The short voyages gave us a delightful foretaste of what was to come. We did them both one afternoon, and were at the hangars at five o'clock on the following morning, ready to make an early start. A fresh wind was blowing from the northeast, but the brevet moniteur, who went up for a short flight to try the air, came back with the information that it was quite calm at twenty-five hundred feet. We might start, he said, as soon as we liked.

Drew, in his joy, embraced the old woman who kept a coffee-stall at the hangars, while I danced a one-step with a mechanician. Neither of them was surprised at this procedure. They were accustomed to such emotional outbursts on the part of aviators who, by the very nature of their calling, were always in the depths of despair or on the farthest jutting peak of some mountain of delight. Our departure had been delayed, day after day, for more than a week, because of the weather. We were so eager to start that we would willingly have gone off in a blizzard.

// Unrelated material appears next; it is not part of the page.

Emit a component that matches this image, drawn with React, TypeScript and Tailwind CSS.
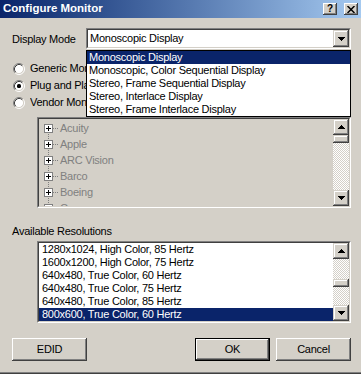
import React from "react";

const raisedBtn =
  "shadow-[inset_-1px_-1px_#404040,inset_1px_1px_#ffffff,inset_-2px_-2px_#808080,inset_2px_2px_#d4d0c8]";
const raisedScroll =
  "shadow-[inset_-1px_-1px_#404040,inset_1px_1px_#d4d0c8,inset_-2px_-2px_#808080,inset_2px_2px_#ffffff]";

function Sunken({ className, inner, children }: { className: string; inner: string; children: React.ReactNode }) {
  return (
    <div className={"border border-t-[#808080] border-l-[#808080] border-b-white border-r-white " + className}>
      <div className={"h-full w-full border border-t-[#404040] border-l-[#404040] border-b-[#d4d0c8] border-r-[#d4d0c8] " + inner}>
        {children}
      </div>
    </div>
  );
}

function Arrow({ up }: { up?: boolean }) {
  return (
    <svg width="7" height="4" viewBox="0 0 7 4" shapeRendering="crispEdges" className={up ? "" : "rotate-180"}>
      <rect x="3" y="0" width="1" height="1" fill="#000" />
      <rect x="2" y="1" width="3" height="1" fill="#000" />
      <rect x="1" y="2" width="5" height="1" fill="#000" />
      <rect x="0" y="3" width="7" height="1" fill="#000" />
    </svg>
  );
}

function ScrollBar({ thumbClass }: { thumbClass: string }) {
  return (
    <div className="w-[16px] h-full flex flex-col shrink-0">
      <div className={"h-[16px] bg-[#d4d0c8] flex items-center justify-center " + raisedScroll}>
        <Arrow up />
      </div>
      <div className="flex-1 flex flex-col bg-[image:repeating-conic-gradient(#ffffff_0_25%,#d4d0c8_0_50%)] bg-[length:2px_2px]">
        <div className={"h-[8px] bg-[#d4d0c8] " + raisedScroll + " " + thumbClass} />
      </div>
      <div className={"h-[16px] bg-[#d4d0c8] flex items-center justify-center " + raisedScroll}>
        <Arrow />
      </div>
    </div>
  );
}

function Radio({ checked }: { checked?: boolean }) {
  return (
    <svg width="12" height="12" viewBox="0 0 12 12">
      <circle cx="6" cy="6" r="4.5" fill="#ffffff" />
      <path d="M2.11 9.89 A5.5 5.5 0 0 1 9.89 2.11" stroke="#808080" fill="none" />
      <path d="M9.89 2.11 A5.5 5.5 0 0 1 2.11 9.89" stroke="#ffffff" fill="none" />
      <path d="M2.82 9.18 A4.5 4.5 0 0 1 9.18 2.82" stroke="#404040" fill="none" />
      <path d="M9.18 2.82 A4.5 4.5 0 0 1 2.82 9.18" stroke="#d4d0c8" fill="none" />
      {checked && <rect x="4" y="4" width="4" height="4" rx="1.6" fill="#000" />}
    </svg>
  );
}

function TreeRow({ label, first }: { label: string; first?: boolean }) {
  return (
    <div className="h-[16px] flex items-center">
      <svg width="21" height="16" viewBox="0 0 21 16" shapeRendering="crispEdges" className="shrink-0">
        <line x1="9.5" y1={first ? 8 : 0} x2="9.5" y2="16" stroke="#808080" strokeDasharray="1 1" />
        <line x1="14" y1="8.5" x2="20" y2="8.5" stroke="#808080" strokeDasharray="1 1" />
        <rect x="5.5" y="4.5" width="8" height="8" fill="#ffffff" stroke="#808080" />
        <rect x="7" y="8" width="5" height="1" fill="#000" />
        <rect x="9" y="6" width="1" height="5" fill="#000" />
      </svg>
      <span className="text-[#808080] leading-[16px]">{label}</span>
    </div>
  );
}

export default function App() {
  const resolutions = [
    "1280x1024, High Color, 85 Hertz",
    "1600x1200, High Color, 75 Hertz",
    "640x480, True Color, 60 Hertz",
    "640x480, True Color, 75 Hertz",
    "640x480, True Color, 85 Hertz",
    "800x600, True Color, 60 Hertz",
  ];
  const modes = [
    "Monoscopic Display",
    "Monoscopic, Color Sequential Display",
    "Stereo, Frame Sequential Display",
    "Stereo, Interlace Display",
    "Stereo, Frame Interlace Display",
  ];
  return (
    <div className="relative w-[361px] h-[374px] bg-[#d4d0c8] flex flex-col overflow-hidden border-b border-b-[#404040] font-['Liberation_Sans',Arial,sans-serif] text-[11px] tracking-[-0.25px] text-black">
      {/* Title bar */}
      <div className="h-[18px] shrink-0 flex items-center bg-linear-to-r from-[#0a246a] to-[#a6caf0]">
        <span className="pl-[3px] text-white font-bold text-[11.5px] tracking-normal">Configure Monitor</span>
        <div className="ml-auto mr-[3px] flex items-center gap-[7px]">
          <div className={"w-[14px] h-[12px] bg-[#d4d0c8] flex items-center justify-center " + raisedBtn}>
            <span className="font-bold text-[10px] leading-[10px] tracking-normal">?</span>
          </div>
          <div className={"w-[14px] h-[12px] bg-[#d4d0c8] flex items-center justify-center " + raisedBtn}>
            <svg width="8" height="7" viewBox="0 0 8 7">
              <path d="M0.5 0 L7.5 7 M7.5 0 L0.5 7" stroke="#000" strokeWidth="1.5" />
            </svg>
          </div>
        </div>
      </div>

      {/* Body */}
      <div className="flex-1 flex flex-col pl-[12px] pr-[10px] border-b border-b-[#808080]">
        <div className="mt-[10px] h-[21px] flex items-center">
          <span className="w-[74px] pt-[2px]">Display Mode</span>
          <Sunken className="w-[265px] h-[21px]" inner="bg-white flex items-center">
            <span className="flex-1 pl-[2px]">Monoscopic Display</span>
            <div className={"w-[16px] h-full bg-[#d4d0c8] flex items-center justify-center " + raisedScroll}>
              <Arrow />
            </div>
          </Sunken>
        </div>

        <div className="mt-[13px] flex flex-col gap-[4px]">
          {[
            ["Generic Monitor", false],
            ["Plug and Play Monitor", true],
            ["Vendor Monitor", false],
          ].map(([l, c]) => (
            <div key={l as string} className="h-[13px] flex items-center">
              <div className="ml-[1px] flex">
                <Radio checked={c as boolean} />
              </div>
              <span className="ml-[5px] leading-[13px] w-[56px] overflow-hidden whitespace-nowrap">{l as string}</span>
            </div>
          ))}
        </div>

        <Sunken className="mt-[8px] ml-[25px] w-[314px] h-[91px]" inner="bg-[#d4d0c8] flex">
          <div className="flex-1 overflow-hidden pt-[1px] pl-[0px]">
            <TreeRow label="Acuity" first />
            <TreeRow label="Apple" />
            <TreeRow label="ARC Vision" />
            <TreeRow label="Barco" />
            <TreeRow label="Boeing" />
            <TreeRow label="Canon" />
          </div>
          <ScrollBar thumbClass="" />
        </Sunken>

        <div className="mt-[17px] h-[13px] leading-[13px]">Available Resolutions</div>

        <Sunken className="mt-[3px] ml-[25px] w-[314px] h-[82px]" inner="bg-white flex">
          <div className="flex-1 flex flex-col overflow-hidden">
            {resolutions.map((r, i) => (
              <div
                key={r}
                className={
                  "h-[13px] leading-[13px] pl-[3px] whitespace-nowrap " +
                  (i === 5 ? "bg-[#0a246a] text-white" : "")
                }
              >
                {r}
              </div>
            ))}
          </div>
          <ScrollBar thumbClass="mt-[20px]" />
        </Sunken>

        <div className="mt-[15px] flex">
          <div className={"w-[75px] h-[23px] bg-[#d4d0c8] flex items-center justify-center " + raisedBtn}>EDID</div>
          <div className="ml-auto w-[75px] h-[23px] border border-black">
            <div className={"w-full h-full bg-[#d4d0c8] flex items-center justify-center " + raisedBtn}>OK</div>
          </div>
          <div className={"ml-[6px] w-[75px] h-[23px] bg-[#d4d0c8] flex items-center justify-center " + raisedBtn}>
            Cancel
          </div>
        </div>
      </div>

      {/* Dropdown list overlay */}
      <div className="absolute left-[86px] top-[50px] w-[265px] h-[67px] border border-black bg-white flex flex-col">
        {modes.map((m, i) => (
          <div
            key={m}
            className={"h-[13px] leading-[13px] pl-[2px] whitespace-nowrap " + (i === 0 ? "bg-[#0a246a] text-white" : "")}
          >
            {m}
          </div>
        ))}
      </div>
    </div>
  );
}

During the week of waiting we had studied our map until we knew the location of every important road and railroad, every forest, river, canal, and creek within a radius of one hundred kilometres. We studied it at close range, on a table, and then on the floor, with the compass- points properly orientated, so that we might see all the important landmarks with the birdman's eye. We knew our course so well, that there seemed no possibility of our losing direction.

Our military papers had been given us several days before. Among these was an official- looking document to be presented to the mayor of any town or village near which we might be compelled to land. It contained an extract from the law concerning aviators, and the duty toward them of the civilian and military authorities. In another was an itemized list of the amounts which might be exacted by farmers for damage to growing crops: so much for an atterrissage in a field of sugar-beets, so much for wheat, etc. Besides these, we had a book of detailed instructions as to our duty in case of emergencies of every conceivable kind — among others, the course of action to be followed if we should be compelled to land in an enemy country. At first sight this seemed an unnecessary precaution; but we remembered the experience of one of our French comrades at B—, who started confidently off on his first cross-country flight. He lost his way and did not realize how far astray he had gone until he found him- self under fire from German anti-aircraft batteries on the Belgian front.

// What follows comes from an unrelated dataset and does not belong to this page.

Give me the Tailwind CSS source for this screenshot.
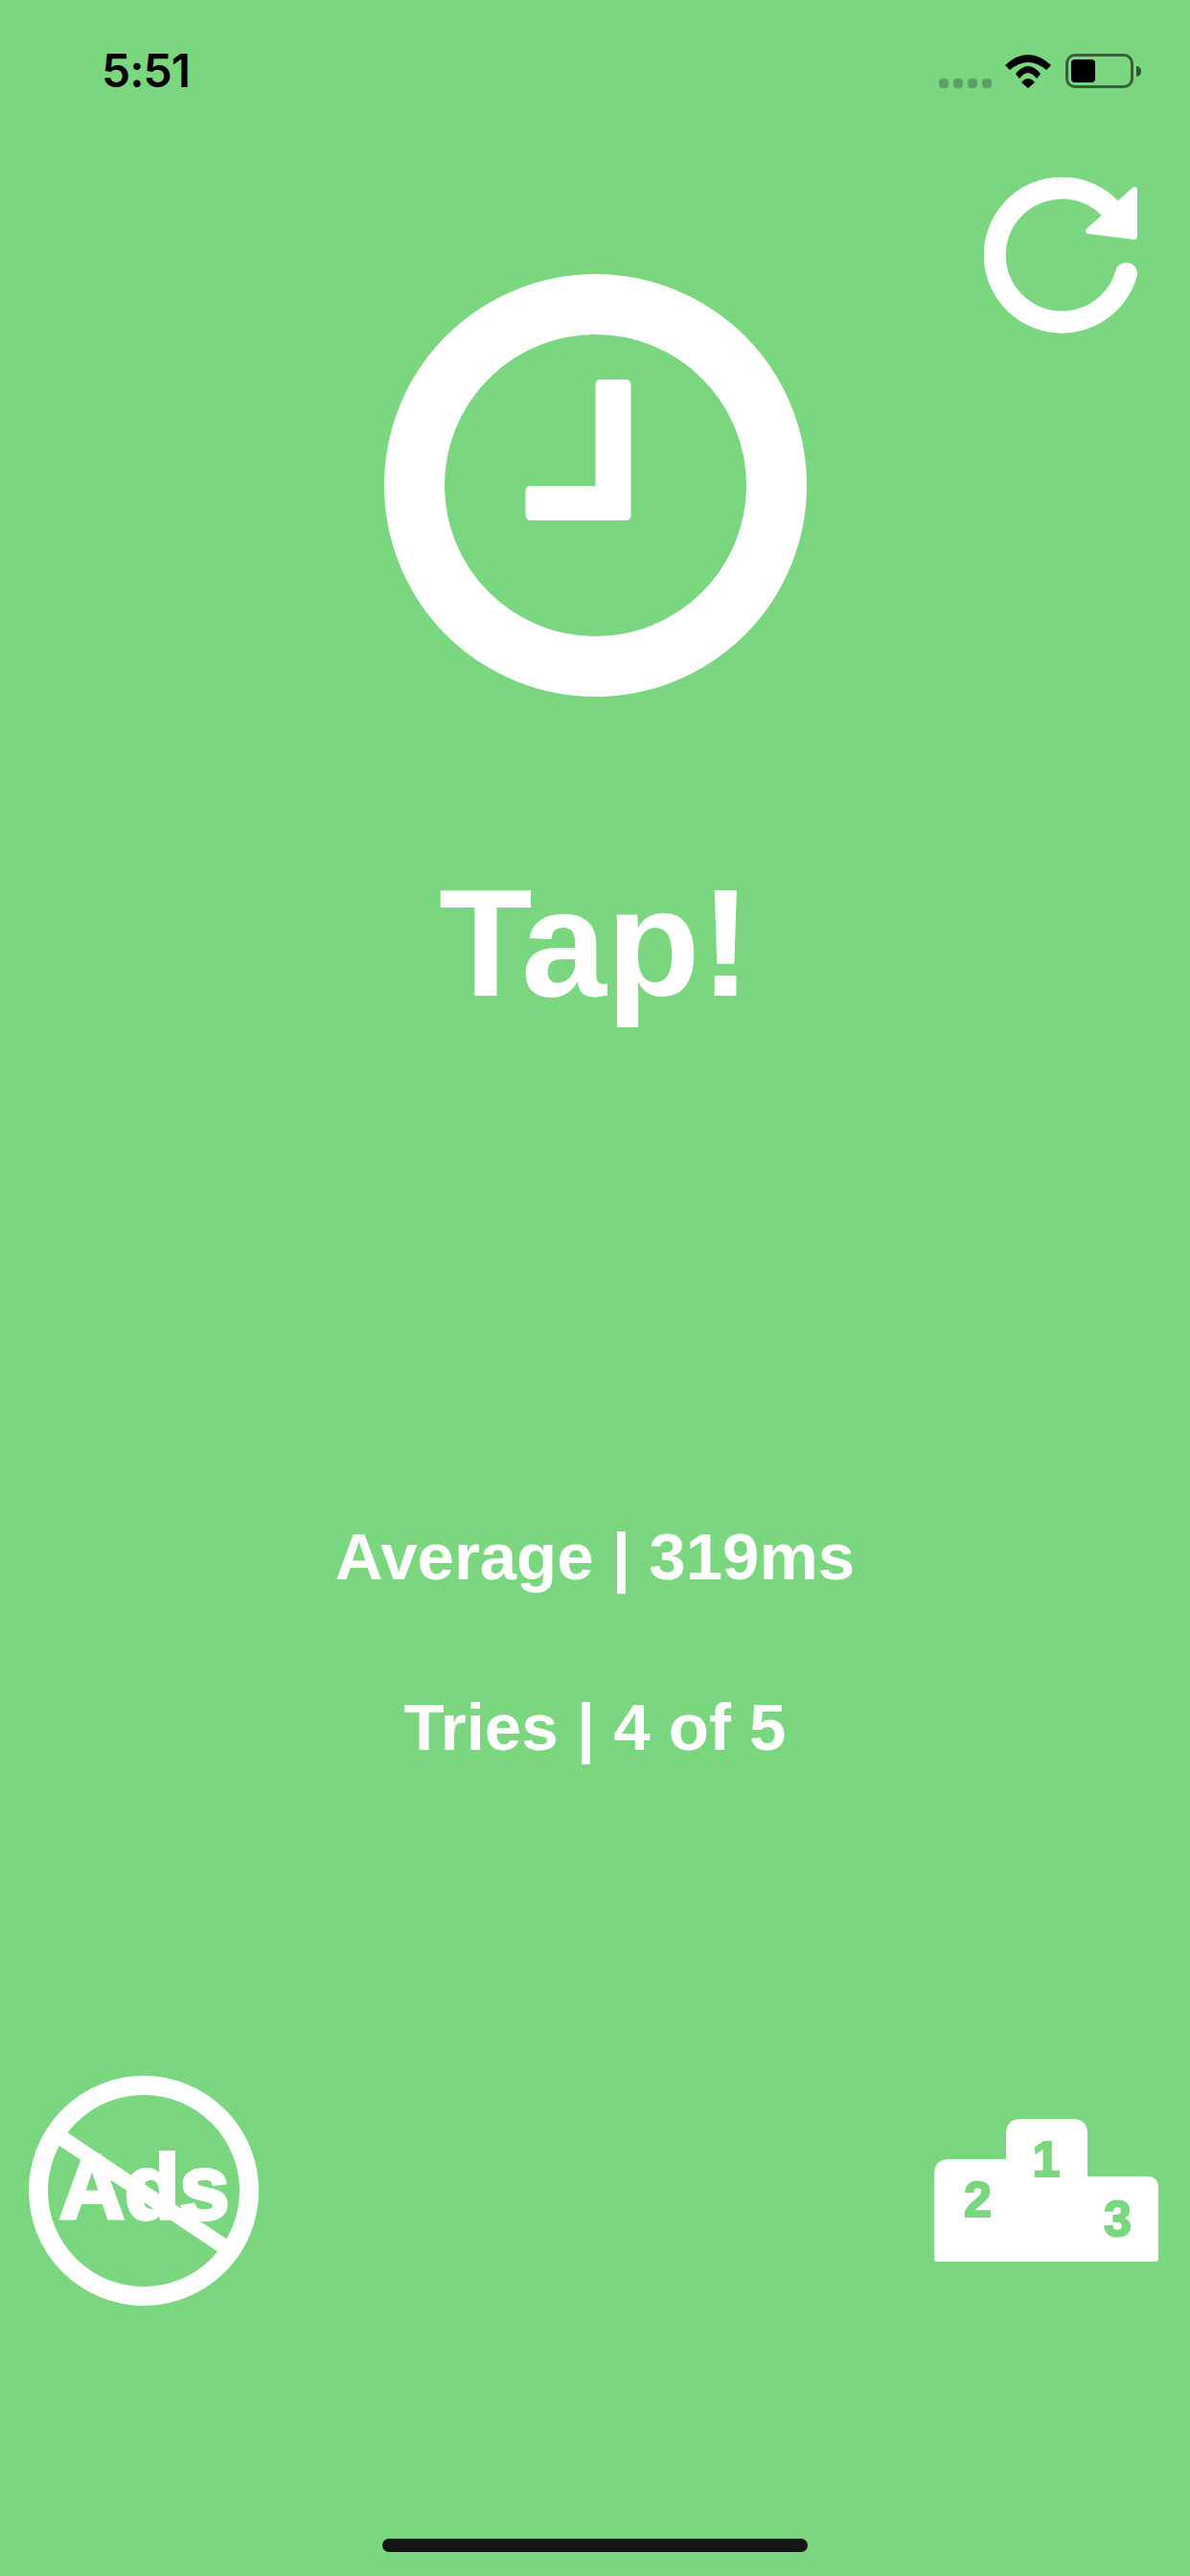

The most interesting paper of all was our Ordre de Service, the text of which was as follows:

It is commanded that the bearer of this Order report himself at the cities of C— and R—, by the route of the air, flying an avion Caudron, and leaving the Ecole Militaire d'Aviation at A— on the 21st of April, 1917, without passenger on board. Signed, LE CAPITAINE B— Commandant de l'Ecole.

We read this with feelings which must have been nearly akin to those of Columbus on a memorable day in 1492. when he received his clearance papers from Cadiz. "By the route of the air!" How the imagination lingered over that phrase! We had the better of Columbus there, although we had to admit that there was more glamour in the hazard of his adventure and the uncertainty of his destination.

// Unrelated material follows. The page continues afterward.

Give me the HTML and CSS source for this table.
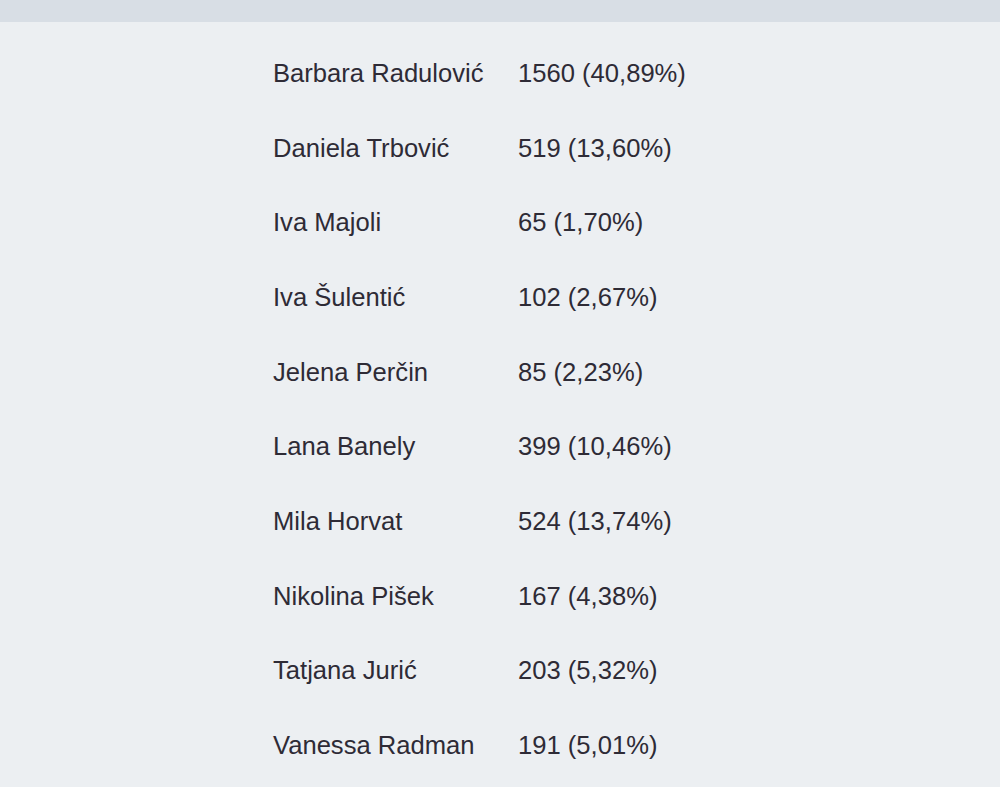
FILE: index.html
```html
<!DOCTYPE html>
<html lang="hr">
<head>
    <meta charset="UTF-8">
    <meta name="viewport" content="width=device-width, initial-scale=1.0">
    <title>Rezultati glasanja</title>
    <link rel="stylesheet" href="styles.css">
</head>
<body>
    <div id="top-bar"></div>
    <div id="results">
        <table class="votes">
            <tr><td class="name">Barbara Radulović</td><td class="count">1560 (40,89%)</td></tr>
            <tr><td class="name">Daniela Trbović</td><td class="count">519 (13,60%)</td></tr>
            <tr><td class="name">Iva Majoli</td><td class="count">65 (1,70%)</td></tr>
            <tr><td class="name">Iva Šulentić</td><td class="count">102 (2,67%)</td></tr>
            <tr><td class="name">Jelena Perčin</td><td class="count">85 (2,23%)</td></tr>
            <tr><td class="name">Lana Banely</td><td class="count">399 (10,46%)</td></tr>
            <tr><td class="name">Mila Horvat</td><td class="count">524 (13,74%)</td></tr>
            <tr><td class="name">Nikolina Pišek</td><td class="count">167 (4,38%)</td></tr>
            <tr><td class="name">Tatjana Jurić</td><td class="count">203 (5,32%)</td></tr>
            <tr><td class="name">Vanessa Radman</td><td class="count">191 (5,01%)</td></tr>
        </table>
    </div>
</body>
</html>
```

FILE: styles.css
```css
html, body {
    margin: 0;
    padding: 0;
}

body {
    font-family: "Liberation Sans", Arial, sans-serif;
    background-color: #eceff2;
    color: #2e2b36;
    height: 787px;
    overflow: hidden;
}

#top-bar {
    height: 22px;
    background-color: #d8dee5;
}

#results {
    padding: 14px 0 0 273px;
}

.votes {
    border-collapse: collapse;
    font-size: 25.6px;
}

.votes td {
    padding: 0;
    height: 74.67px;
    line-height: 74.67px;
    white-space: nowrap;
}

.votes td.name {
    width: 245px;
}
```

Drew was ready first. I helped him into his fur-lined combination and strapped him to his seat. A moment later he was off. I watched him as he gathered height over the aerodrome. Then, finding that his motor was running satisfactorily, he struck out in an easterly direction, his machine growing smaller and smaller until it vanished in the early morning haze. I followed immediately afterward, and had a busy ten minutes, being buffeted this way and that, until, as the brevet moniteur had foretold, I reached quiet air at twenty-five hundred feet.

This was my first experience in passing from one air current to another. It was a unique one, for I was still a little incredulous. I had not entirely lost my old boyhood belief that the wind went all the way up.

I passed over the old cathedral town of B— at fifteen hundred metres. Many a pleasant afternoon had we spent there, walking through its narrow, crooked streets, or lounging on the banks of the canal. The cathedral too was a favorite haunt. I loved the fine spaciousness of it. Looking down on it now, it seemed no larger than a toy cathedral in a toy town, such as one sees in the shops of Paris. The streets were empty, for it was not yet seven o'clock. Strips of shadow crossed them where taller roofs cut off the sunshine. A toy train, which I could have put nicely into my fountain-pen case , was pulling into a station no larger than a wren's house. The Greeks called their gods "derisive." No doubt they realized how small they looked to them, and how insignificant this little world of affairs must have appeared from high Olympus.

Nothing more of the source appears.